Человек хочет не только отдавать, но и получить! — вот, пожалуй, подкрепление для теории Версилова. А теория эта: человек ищет и находит истину в себе, исходя из своих ошибок, мытарств, разочарований. Человек сам себя судит, исходя из своих представлений о морали и чистоте мира. Личность определяет величие каждого человека в отдельности, и не беда, что мир может никогда не узнать об этой личности.
Когда я в большой спешке читал дневники Нижинского (дали их всего на день), я нашел мысли, которые хотел бы повторить вслед за ним: «Чувствую, что Бог идет навстречу тем, кто ищет Его. Я искатель, ибо я чувствую Бога. Бог ищет меня, и поэтому мы найдем друг друга. Бог — Нижинский». Так кончается его книга. Хотел бы повторить: «Бог — Олег Борисов», но, наверное, не решусь, потому что слишком поздно становлюсь искателем Его. И все мое поколение не решится, хотя голодало в войну и жило «не хлебом одним».
«У нас, у русских, нет честных воспоминаний, а какие были, те мы с любовью обесчестили и отвергли», — говорит в «Подростке» Версилов.

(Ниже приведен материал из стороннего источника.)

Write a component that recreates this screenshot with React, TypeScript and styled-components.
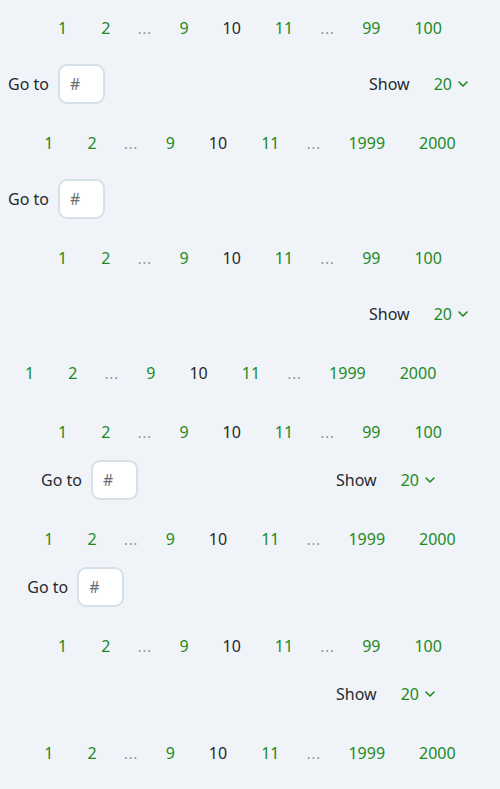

Но ведь этого в фильм не вставишь!
54
Речь идет о гастролях БДТ со спектаклем «Кроткая».
55
Семья артиста М.М. Белоусова, работавшего в Киевском русском драматическом театре имени Леси Украинки.
56
Персонаж пьесы «Перечитывая заново».
57
В фильме «Подросток» по Достоевскому Борисов играл роль помещика Версилова.